It’s a good thing I don’t book-blog pseudo-professionally, or I’d be in trouble for taking this long to read another book and review it. Of course, I finished this one last month sometime, but even so, reading has fallen by the wayside in the business of life. I’m going to try to pick it up again, though, because I just got a bunch of books for my birthday. Huzzah.
The Caves of Steel by Isaac Asimov
My rating: 4 of 5 stars
I finished this book some time ago, but never quite got around to writing a review. I hope I shall do it justice with retrospect alone.
It is difficult to say enough about the brilliance of Asimov’s work. He always entertains, and his science fiction always provokes thought experiments and the examination of curiosities. The characters of Elijah “Lije” Baley and R. Daneel Olivaw are compelling, each in their own way.
Lije has a tenacity that is appropriate to his profession, but (at first) lacks the ingenuity and pattern-discovery that we typically associate with a detective; this comes in time, but not before tilting at every windmill he passes in an effort to solve the case, resolve his fears, and return to a normal (somewhat humdrum) life, without all the wildness of human-like robots and politically-charged murder and conspiracies and the idea that Earthmen should recolonize space. This gives us a glimpse of the distant future Asimov has imagined: what sort of cultural changes might drive men to stay in their caves of steel and avoid the warmth of the sun and the taste of fresh air? What economic and social changes would there be? And how would a man fit into that world, especially a man concerned with finding justice? Would he even be so concerned?
R. Daneel neatly strikes that balance between human and inhuman; he is human enough for us to enjoy his presence (narrowly avoiding the uncanny valley), but rigid enough in his programming that we still see him as the outsider. I think the description provided in the story of Daneel’s programming fits him to a T–a robot designed to blend into human society and study human behavior, provided with an additional bit of “justice” code, where “justice” is defined as adhering to the law of the land. He is, at one and the same time, our “outsider,” who is so foreign that Baley spends much of the book despising him, but also our “straight man.” Everything in Baley’s world that is topsy-turvy from our own, we see it analyzed and organized and categorized through Daneel’s eyes. This builds Asimov’s world without info-dumping, while also avoiding the oh-so-tired trope of the “doe-eyed innocent” who has to have everything explained to him.
“The Caves of Steel” wasn’t the perfect book, though. Like all science fiction, it eventually becomes outdated, and the possibility of realizing the world imagined becomes less, and we start to wonder how applicable these warnings (and hopings) could even be applied to our lives. “Caves” is not so far gone as all that, but I still think its commentary had much more impact in the 1950s than it does today. Industrialism and pure productivity and dedication to labor and urbanization and all those things coming off the second World War have faded in the minds of many today; they still linger, here and there, but not so pervasively, I think (not that I was there).

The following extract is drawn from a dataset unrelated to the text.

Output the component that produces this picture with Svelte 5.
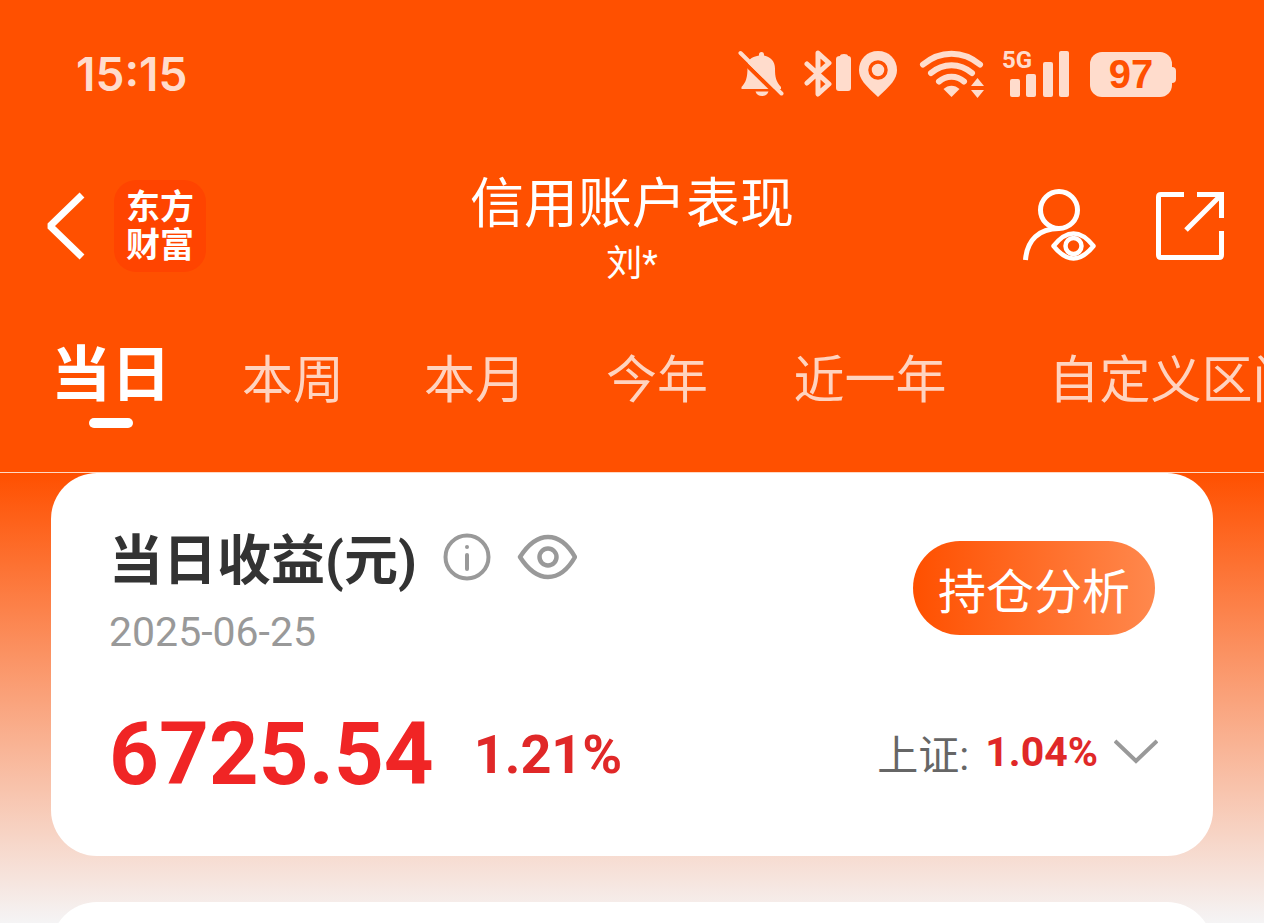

I will say that I found Baley’s tilting at windmills tiresome after a while, but I feel the same when watching cop shows and the like; “How do these cops get away with accusing everyone and their mother of the same murder? Is this the ‘shotgun’ approach to getting confessions? ‘Yell at everyone, and someone will crack’? Or is it ‘even a broken clock is right twice a day’?” Informative of his character and Asimov’s world, yes; indicative of a good “whodunit,” not so much.
At any rate, a very good read, with some reasonably expected drawbacks. I will read the sequel (The Naked Sun) eventually, but I just got a pile of books for my birthday, and Asimov isn’t going anywhere.